[GIVEN PROBLEM] Give the number of lines that contain the string "React", please, and nothing else.
— Start of SOURCE MATERIAL —
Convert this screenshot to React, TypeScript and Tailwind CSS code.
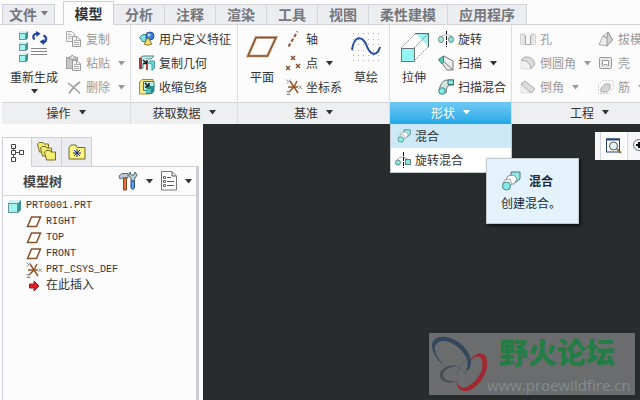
import React from "react";

type Kids = { children?: React.ReactNode };

function Caret({ className = "text-[#333]" }: { className?: string }) {
  return (
    <svg width="7" height="5" viewBox="0 0 7 5" className={`shrink-0 ${className}`} aria-hidden="true">
      <path d="M0 0H7L3.500 4.500Z" fill="currentColor" />
    </svg>
  );
}

function Svg({ w = 16, h = 16, vb, children }: Kids & { w?: number; h?: number; vb?: string }) {
  return (
    <svg width={w} height={h} viewBox={vb ?? `0 0 ${w} ${h}`} fill="none" className="shrink-0" aria-hidden="true">
      {children}
    </svg>
  );
}

function Cube({ x = 0, y = 0, s = 7, d = 2 }: { x?: number; y?: number; s?: number; d?: number }) {
  return (
    <g transform={`translate(${x} ${y})`}>
      <path d={`M0 ${d}L${d} 0H${s + d}V${s}L${s} ${s + d}V${d}Z`} fill="#3f9492" />
      <path d={`M0 ${d}L${d} 0H${s + d}L${s} ${d}Z`} fill="#d5f5f4" />
      <rect x="0.5" y={d + 0.5} width={s - 1} height={s - 1} fill="#a0f3ef" stroke="#6d9696" />
    </g>
  );
}

const RegenIcon = () => (
  <Svg w={32} h={32}>
    <Cube x={1} y={0} /><Cube x={1} y={11} /><Cube x={1} y={22} />
    <path d="M16.500 8.500C13.500 5 16.500 2 20 2.500" stroke="#1c3fa8" strokeWidth="2" />
    <path d="M18 0L22.500 2.500L18.500 6Z" fill="#1c3fa8" />
    <path d="M25.500 4.500C29.500 6 29 11 25 11.500" stroke="#1c3fa8" strokeWidth="2" />
    <path d="M21.500 10.500L26.500 8L26 14Z" fill="#1c3fa8" />
    <path d="M13 17.500H29M13 20.500H29M13 23.500H29" stroke="#858585" />
  </Svg>
);
const CopyIcon = () => (
  <Svg>
    <path d="M.5 .500H6L8.500 3V10.500H.5Z" fill="#f2f2f2" stroke="#a9a9a9" />
    <path d="M2 3.500H5M2 5.500H6M2 7.500H5" stroke="#b7b7b7" />
    <path d="M6.500 5.500H11L14.500 9V15.500H6.500Z" fill="#f4f4f4" stroke="#999" />
    <path d="M10.500 6V9.500H14M8 9.500H10M8 11.500H13M8 13.500H13" stroke="#aaa" />
  </Svg>
);
const PasteIcon = () => (
  <Svg>
    <rect x=".5" y="2.500" width="11" height="11" fill="#c6c6c6" stroke="#a0a0a0" />
    <path d="M3 4V2H5L5.500 .500H7L8 2H10V4Z" fill="#eee" stroke="#999" />
    <path d="M6.500 5.500H11L14.500 9V15.500H6.500Z" fill="#f5f5f5" stroke="#999" />
    <path d="M10.500 6V9.500H14M8 9.500H10M8 11.500H13M8 13.500H13" stroke="#aaa" />
  </Svg>
);
const DeleteIcon = () => (
  <Svg><path d="M2 4C6 7 10 10 14 14.500M14 3C9 6 6 10 3 14.500" stroke="#9a9a9a" strokeWidth="1.500" /></Svg>
);
const UdfIcon = () => (
  <Svg>
    <path d="M.5 6.500L4 3.500H10L7 6.500V10.500H3.500Z" fill="#82e4df" stroke="#397f84" />
    <circle cx="11" cy="5" r="4" fill="#3a80db" stroke="#2250a0" />
    <circle cx="10" cy="4" r="1.500" fill="#c1e2ff" />
    <path d="M9 6.500L13 13Q9 15.500 5 13Z" fill="#f0dc6b" stroke="#8f7a31" />
  </Svg>
);
const CopyGeomIcon = () => (
  <Svg>
    <path d="M1 3L4 1H15L12 4H6V8H4V13L1 14Z" fill="#b7f2f0" stroke="#547c7d" />
    <path d="M0 3H3V14H0Z" fill="#a53e39" />
    <path d="M3 4H9V9H3Z" fill="#d9efee" />
    <path d="M4 5L8 8.500M8 5V8.500H4" stroke="#151515" strokeWidth="1.500" />
    <path d="M8 9L11 6H15.500V13L13 15.500V9Z" fill="#63ddd8" stroke="#4b9b9b" />
    <path d="M9 9H12V15H9Z" fill="#d5ffff" />
    <path d="M8 9V15" stroke="#b43d3e" strokeWidth="2" />
  </Svg>
);
const ShrinkIcon = () => (
  <Svg>
    <path d="M.5 3L3 .500H14V4L11 15H.500Z" fill="#f7e884" stroke="#a28a2d" />
    <path d="M4.500 2.500H15V8H11V11.500H4.500Z" fill="#c2eeeb" stroke="#397c7b" />
    <path d="M6 4L10 8M10 4V8H6" stroke="#101010" strokeWidth="1.500" />
    <path d="M7 10L10 7H15.500V12L13 15H7Z" fill="#288a88" />
    <path d="M7 10H12V14H7Z" fill="#53bdb8" />
  </Svg>
);
const PlaneIcon = ({ small = false }: { small?: boolean }) => small ? (
  <Svg w={16} h={12}><path d="M5.500 1H14.500L10.500 10.500H1.500Z" fill="#fffdf9" stroke="#86502d" strokeWidth="1.500" /></Svg>
) : (
  <Svg w={32} h={32}><path d="M10 6.500H30L21.500 25H2Z" fill="#fffdfb" stroke="#d5bca9" strokeWidth="3" /><path d="M10 6.500H30L21.500 25H2Z" stroke="#865024" strokeWidth="1.500" /></Svg>
);
const AxisIcon = () => <Svg><path d="M2.500 15.500L11.500 .500" stroke="#8c522f" strokeWidth="2" strokeDasharray="3.500 2" /></Svg>;
const PointIcon = () => <Svg><path d="M5 1L9 5M9 1L5 5M0 11L4 15M4 11L0 15M10 9L14 13M14 9L10 13" stroke="#8c522f" strokeWidth="1.500" /></Svg>;
const CsysIcon = () => (
  <Svg>
    <path d="M8 8L4 2M8 8L3 13M2 8H12M8 8L11 2M8 8L12 14" stroke="#965529" strokeWidth="1.500" />
    <path d="M.5 .500L2.500 2.500M4.500 .500L1 4.500M.5 12.500H4L1 15.500H4.500M12.500 6.500L16 10M16 6.500L12.500 10" stroke="#8c8c8c" />
  </Svg>
);
const SketchIcon = () => (
  <Svg w={32} h={32}>
    <path d="M3 2.500H31M3 8.500H31M3 13.500H31M3 19.500H31M3 24.500H31M3 29.500H31" stroke="#a9a9a9" strokeDasharray="1 4" />
    <path d="M2 19C4 5 11 4 16 13C20 25 27 26 30 16" stroke="#244c9d" strokeWidth="2" />
  </Svg>
);
const ExtrudeIcon = () => (
  <Svg w={32} h={32}>
    <path d="M3 17L17 3H30V16L16 30" fill="#fff" stroke="#929292" strokeDasharray="2 1" />
    <path d="M18 3H30V15Z" fill="#a2efef" /><path d="M17 2.500H30.500V16" stroke="#476d70" />
    <path d="M16 17L30 3" stroke="#777" strokeDasharray="2 1" />
    <rect x="3.500" y="17.500" width="13" height="13" fill="#94f5f1" stroke="#6b7879" />
  </Svg>
);
const RevolveIcon = () => (
  <Svg>
    <path d="M8.500 0V16" stroke="#111" strokeDasharray="4 1" />
    <path d="M3 5Q8 2 14 5" stroke="#bbb" />
    <ellipse cx="3" cy="8.500" rx="2.500" ry="3" fill="#b2e5e1" stroke="#668585" />
    <ellipse cx="13" cy="8.500" rx="2.500" ry="3" fill="#8ee3dd" stroke="#668585" />
  </Svg>
);
const SweepIcon = () => (
  <Svg>
    <path d="M1 5L6 1L15 6V15L9 15L4 8Z" fill="#ececec" stroke="#777" />
    <path d="M.5 4.500L5.500 1V7.500L4 9Z" fill="#56cdb8" stroke="#3c8179" />
    <path d="M6 7L15 15" stroke="#777" />
  </Svg>
);
const SweepBlendIcon = () => (
  <Svg>
    <path d="M1 11C3 3 6 1 10 1H16V6H12Q8 7 8 14Z" fill="#d4e4e2" stroke="#657575" />
    <path d="M10 1H15.500V5.500H10Z" fill="#85e9e3" stroke="#3f706f" />
    <circle cx="4" cy="12" r="3.300" fill="#7cece4" stroke="#498380" />
  </Svg>
);
const BlendIcon = ({ large = false }: { large?: boolean }) => (
  <Svg w={large ? 20 : 14} h={large ? 20 : 14} vb="0 0 20 20">
    <path d="M10 1H19V8L15 11H10Z" fill="#8eeee8" stroke="#537575" />
    <path d="M7 5L13 4L16 8L13 13L7 13L5 9Z" fill="#fff" stroke="#8d9292" />
    <path d="M4 9L9 8L11 13L8 16H3L2 12Z" fill="#fff" stroke="#a0a0a0" />
    <circle cx="5.500" cy="15" r="4" fill="#86eae5" stroke="#508180" />
  </Svg>
);
const RotBlendIcon = () => (
  <Svg>
    <path d="M2 8Q4 4 8 5L13 7" stroke="#aaa" /><path d="M8.500 0V16" stroke="#111" strokeDasharray="4 1" />
    <circle cx="3" cy="10.500" r="2.500" fill="#83e8e2" stroke="#668585" />
    <rect x="10.500" y="7.500" width="5" height="5" fill="#83e8e2" stroke="#668585" />
  </Svg>
);
const HoleIcon = () => (
  <Svg><path d="M.5 3.500H5V13.500H.500ZM11 3.500H15.500V13.500H11Z" fill="#e6e6e6" stroke="#bbb" strokeDasharray="1 1" /><path d="M3 2.500L5.500 5V13.500H10.500V5L13 2.500" fill="#f6f6f6" stroke="#a8a8a8" /></Svg>
);
const RoundIcon = () => (
  <Svg><path d="M1 5L5 2Q13 1 15 9L11 14Q11 6 1 5Z" fill="#dcdcdc" stroke="#aaa" /><path d="M1 6Q10 6 10 14H1Z" fill="#f1f1f1" stroke="#ccc" strokeDasharray="1 1" /></Svg>
);
const ChamferIcon = () => (
  <Svg><path d="M1 5L5 2L15 10L11 14Z" fill="#dcdcdc" stroke="#aaa" /><path d="M1 6L10 14H1Z" fill="#f1f1f1" stroke="#ccc" strokeDasharray="1 1" /></Svg>
);
const DraftIcon = () => (
  <Svg><path d="M1 13.500L5 5L10 1L14.500 9L9 15Z" fill="#eee" stroke="#aaa" /><path d="M5 5L9 7V15L14.500 9L10 1L9 7Z" fill="#d3d3d3" stroke="#999" /></Svg>
);
const ShellIcon = () => (
  <Svg><rect x="1.500" y="2.500" width="12" height="11" rx="1" fill="#e8e8e8" stroke="#999" /><path d="M4.500 11V5.500H10.500V11L9 9.500H6Z" fill="#fff" stroke="#999" /></Svg>
);
const RibIcon = () => (
  <Svg><path d="M.5 14.500V5L5 1.500H15.500V9L11 14.500Z" stroke="#aaa" strokeDasharray="1 2" /><path d="M3 13V9L7 5H12V10L9 13Z" fill="#d5d5d5" stroke="#aaa" /></Svg>
);

function BigButton({ icon, label, caret }: { icon: React.ReactNode; label: string; caret?: boolean }) {
  return (
    <button type="button" className="flex w-12 shrink-0 flex-col items-center whitespace-nowrap text-[#333]">
      {icon}
      <span className="mt-[6px] leading-4">{label}</span>
      {caret && <span className="flex pt-1"><Caret /></span>}
    </button>
  );
}

function Cmd({ icon, label, caret, disabled }: { icon: React.ReactNode; label: string; caret?: boolean; disabled?: boolean }) {
  return (
    <button type="button" disabled={disabled} className={`flex h-6 items-center gap-1 whitespace-nowrap ${disabled ? "text-[#9a9a9a]" : "text-[#333]"}`}>
      {icon}
      <span>{label}</span>
      {caret && <Caret className={disabled ? "ml-1 text-[#999]" : "ml-1 text-[#333]"} />}
    </button>
  );
}

const Stack = ({ children }: Kids) => <div className="flex shrink-0 flex-col items-start">{children}</div>;

function Group({ title, width, active, children }: Kids & { title: string; width: string; active?: boolean }) {
  return (
    <section className={`flex shrink-0 flex-col border-r border-[#dcdde1] ${width}`}>
      <div className="flex h-[77px] items-start pt-[2px]">{children}</div>
      <button
        type="button"
        className={`flex h-[22px] items-center justify-center gap-2 border-t pb-[2px] ${active ? "border-[#6cc5f1] bg-linear-to-b from-[#6cc8f3] to-[#1da9e9] text-white" : "border-[#d3d5d9] bg-[#eeeff1] text-[#333]"}`}
      >
        {title}
        <Caret className={active ? "text-white" : "text-[#333]"} />
      </button>
    </section>
  );
}

const tabs = ["分析", "注释", "渲染", "工具", "视图", "柔性建模", "应用程序"];

function Tabs() {
  return (
    <nav className="flex h-6 items-end pl-[2px] text-[14px] leading-[18px] font-bold text-[#74767c]">
      <button type="button" className="mr-2 flex h-5 w-[53px] items-center justify-center gap-1 border border-b-0 border-[#ced0d5] bg-[#ecedf0] pb-[2px]">
        文件<Caret className="text-[#777]" />
      </button>
      <button type="button" className="-mb-px h-[24px] w-[51px] border border-b-0 border-[#ced0d5] bg-[#fcfcfd] pb-[2px] text-[#333]">模型</button>
      {tabs.map((t) => (
        <button key={t} type="button" className={`h-5 border-t border-r border-[#d3d5d9] bg-[#ecedf0] pb-[2px] ${t.length > 2 ? "w-[79px]" : "w-[51px]"}`}>{t}</button>
      ))}
    </nav>
  );
}

function ShapeMenu() {
  return (
    <div className="absolute top-[124px] left-[390px] w-[122px] border border-t-0 border-[#c4cace] bg-white text-[#333]">
      <button type="button" className="flex h-6 w-full items-center gap-1 bg-[#cde8f6] pl-[6px]"><BlendIcon /><span>混合</span></button>
      <button type="button" className="flex h-6 w-full items-center gap-1 pl-1"><RotBlendIcon /><span>旋转混合</span></button>
    </div>
  );
}

function Tip() {
  return (
    <div role="tooltip" className="absolute top-[158px] left-[486px] flex h-[66px] w-[93px] flex-col border border-[#c2cbd0] bg-[#e3f2fb] pt-3 pl-[14px] text-[#202a35] shadow-[2px_2px_3px_#101314]">
      <div className="flex items-center gap-2"><BlendIcon large /><strong>混合</strong></div>
      <p className="mt-1">创建混合。</p>
    </div>
  );
}

const TreeTabIcon = () => (
  <Svg w={14} h={20}><path d="M3.500 5V14M5 9.500H10" stroke="#555" /><path d="M1.500 1.500H5.500V5.500H1.500ZM1.500 7.500H5.500V11.500H1.500ZM1.500 14.500H5.500V18.500H1.500ZM9.500 7.500H13.500V11.500H9.500Z" fill="#fff" stroke="#444" /></Svg>
);
const FoldersIcon = () => (
  <Svg w={20} h={20}>
    {["translate(0 0)", "translate(3 4)", "translate(7 8)"].map((t) => (
      <path key={t} transform={t} d="M.5 2L2 .500H6L7 2H11.500V10H2.500Z" fill="#f3ed72" stroke="#766a29" />
    ))}
  </Svg>
);
const FavIcon = () => (
  <Svg w={18} h={16}><path d="M1 3.500L3 1H8L9 3.500H17V15H1Z" fill="#fff77f" stroke="#6b652f" /><path d="M9 5V13M5 9H13M6 6L12 12M12 6L6 12" stroke="#17268b" /></Svg>
);
const ToolsIcon = () => (
  <Svg w={20} h={20}>
    <path d="M1 5L4 2.500H10V7H4L2 8Z" fill="#b9cad5" stroke="#55707f" />
    <path d="M5.500 7H8.500V19H5.500Z" fill="#e4763a" stroke="#804224" />
    <path d="M12 1L13 4H16L17 1L19 4L16.500 8V10H13V7L10.500 4Z" fill="#bdcdd5" stroke="#50666f" />
    <path d="M13 10H16.500V17Q15 20 13 17Z" fill="#5b9fe0" stroke="#285383" />
  </Svg>
);
const ListIcon = () => (
  <Svg w={16} h={20}><path d="M.5 .500H11L15.500 5V19H.500Z" fill="#fff" stroke="#777" /><path d="M11 1V5H15M6 6.500H10M6 10.500H13M6 14.500H13" stroke="#555" /><path d="M2.500 5.500H4.500V7.500H2.500ZM2.500 9.500H4.500V11.500H2.500ZM2.500 13.500H4.500V15.500H2.500Z" stroke="#666" /></Svg>
);

const tree = [
  { name: "RIGHT", icon: <PlaneIcon small /> },
  { name: "TOP", icon: <PlaneIcon small /> },
  { name: "FRONT", icon: <PlaneIcon small /> },
  { name: "PRT_CSYS_DEF", icon: <CsysIcon /> },
  { name: "在此插入", icon: <Svg w={16} h={12}><path d="M3.500 4H8V1L13 6L8 11V8H3.500Z" fill="#e51b23" stroke="#84242a" /></Svg> },
];

function TreePanel() {
  return (
    <aside className="flex w-[203px] shrink-0 flex-col bg-[#fcfcfd] pt-[13px] pr-1 pl-[2px]">
      <div className="flex h-[30px]">
        <button type="button" aria-label="模型树" className="flex w-[30px] items-center justify-center border border-b-0 border-[#ced0d5]"><TreeTabIcon /></button>
        <button type="button" aria-label="文件夹" className="flex w-[30px] items-center justify-center border border-l-0 border-[#ced0d5] bg-[#ecedf0]"><FoldersIcon /></button>
        <button type="button" aria-label="收藏夹" className="flex w-[30px] items-center justify-center border border-l-0 border-[#ced0d5] bg-[#ecedf0]"><FavIcon /></button>
        <div className="grow border-b border-[#ced0d5]" />
      </div>
      <div className="grow border-r-3 border-l border-r-[#cccdd5] border-l-[#ced0d5]">
        <div className="flex h-[29px] items-center border-b border-[#d6d7dd] pr-1 pl-5">
          <h2 className="grow text-[13px] font-bold text-[#444]">模型树</h2>
          <button type="button" aria-label="设置" className="mr-2 flex items-center gap-2"><ToolsIcon /><Caret /></button>
          <button type="button" aria-label="显示" className="flex items-center gap-2"><ListIcon /><Caret /></button>
        </div>
        <ul className="pt-[2px] font-['Liberation_Mono','Noto_Sans_CJK_SC',monospace] text-[10px] leading-4 text-[#333]">
          <li className="flex h-4 items-center gap-1 pl-[5px]"><Svg w={14} h={13}><Cube x={0} y={0} s={10} d={3} /></Svg>PRT0001.PRT</li>
          {tree.map((n) => (
            <li key={n.name} className={`flex h-4 items-center gap-1 pl-[23px] ${n.name === "在此插入" ? "text-[12px]" : ""}`}>{n.icon}{n.name}</li>
          ))}
        </ul>
      </div>
    </aside>
  );
}

function Watermark() {
  return (
    <div className="absolute right-[5px] bottom-[5px] flex h-[62px] w-[206px] bg-[#6b6c6e]">
      <Svg w={58} h={62}>
        <path d="M38 38C47 30 40 16 28 8C15 0 3 4 3 12C3 20 9 28 16 33C9 26 5 19 6 14C8 7 17 6 26 12C36 19 42 29 37 38Z" fill="#33475c" />
        <path d="M40 28C46 19 57 17 58 28C60 40 48 57 37 58C30 59 27 53 28 46C29 53 32 56 37 54C46 51 56 38 53 28C51 21 46 23 40 28Z" fill="#a02831" />
        <path d="M28 33C18 31 10 37 11 43C12 49 20 51 28 48C20 49 14 46 14 42C14 37 21 34 28 33Z" fill="#484f54" />
        <path d="M28 42C29 36 34 28 40 24M26 33C31 34 35 37 37 41" stroke="#555b60" />
      </Svg>
      <div className="flex flex-col whitespace-nowrap">
        <span className="pl-3 text-[29px] leading-9 font-black text-[#247d44]">野火论坛</span>
        <span className="mt-[6px] font-['Open_Sans',sans-serif] text-[15px] leading-5 text-[#879596] opacity-80">www.proewildfire.cn</span>
      </div>
    </div>
  );
}

export default function App() {
  return (
    <div className="relative flex h-screen flex-col overflow-hidden bg-[#fcfcfd] font-['Noto_Sans_CJK_SC',sans-serif] text-[12px] leading-4">
      <header>
        <Tabs />
        <div className="flex border-t border-[#d3d5d9] pl-[2px]">
          <Group title="操作" width="w-[129px]">
            <div className="flex gap-2 pl-2">
              <div className="pt-1"><BigButton icon={<RegenIcon />} label="重新生成" caret /></div>
              <Stack><Cmd disabled icon={<CopyIcon />} label="复制" /><Cmd disabled caret icon={<PasteIcon />} label="粘贴" /><Cmd disabled caret icon={<DeleteIcon />} label="删除" /></Stack>
            </div>
          </Group>
          <Group title="获取数据" width="w-[107px]">
            <div className="pl-2"><Stack><Cmd icon={<UdfIcon />} label="用户定义特征" /><Cmd icon={<CopyGeomIcon />} label="复制几何" /><Cmd icon={<ShrinkIcon />} label="收缩包络" /></Stack></div>
          </Group>
          <Group title="基准" width="w-[152px]">
            <div className="pt-1"><BigButton icon={<PlaneIcon />} label="平面" /></div>
            <Stack><Cmd icon={<AxisIcon />} label="轴" /><Cmd caret icon={<PointIcon />} label="点" /><Cmd icon={<CsysIcon />} label="坐标系" /></Stack>
            <div className="pt-1"><BigButton icon={<SketchIcon />} label="草绘" /></div>
          </Group>
          <Group title="形状" width="w-[122px]" active>
            <div className="pt-1"><BigButton icon={<ExtrudeIcon />} label="拉伸" /></div>
            <Stack><Cmd icon={<RevolveIcon />} label="旋转" /><Cmd caret icon={<SweepIcon />} label="扫描" /><Cmd icon={<SweepBlendIcon />} label="扫描混合" /></Stack>
          </Group>
          <Group title="工程" width="w-[156px]">
            <div className="flex gap-[7px] pl-2">
              <Stack><Cmd disabled icon={<HoleIcon />} label="孔" /><Cmd disabled caret icon={<RoundIcon />} label="倒圆角" /><Cmd disabled caret icon={<ChamferIcon />} label="倒角" /></Stack>
              <Stack><Cmd disabled icon={<DraftIcon />} label="拔模" /><Cmd disabled icon={<ShellIcon />} label="壳" /><Cmd disabled caret icon={<RibIcon />} label="筋" /></Stack>
            </div>
          </Group>
        </div>
      </header>
      <main className="flex min-h-0 grow">
        <TreePanel />
        <div className="relative grow bg-[#282c2d]">
          <div className="absolute top-2 right-0 flex h-7 w-[45px] overflow-hidden bg-[#f6f6f8] pl-[5px]">
            <button type="button" aria-label="重新调整" className="flex w-7 shrink-0 items-center justify-center border-x border-[#d6d6dc] bg-[#fcfcfd]">
              <Svg><rect x=".5" y="1" width="13" height="13" fill="#fff" stroke="#244576" /><path d="M0 1.500H14" stroke="#244576" strokeWidth="2" /><circle cx="7.500" cy="8" r="4" fill="#e6f5f6" stroke="#555" /><path d="M11 11L15 15" stroke="#8e7230" strokeWidth="2" /></Svg>
            </button>
            <button type="button" aria-label="放大" className="ml-1 shrink-0"><Svg><circle cx="7" cy="7" r="5.500" fill="#eef4f5" stroke="#777" /><path d="M4 7H10M7 4V10" stroke="#111" strokeWidth="2" /></Svg></button>
          </div>
          <Watermark />
        </div>
      </main>
      <ShapeMenu />
      <Tip />
    </div>
  );
}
— End of SOURCE MATERIAL —
[OUTPUT OF THE EXERCISE] 5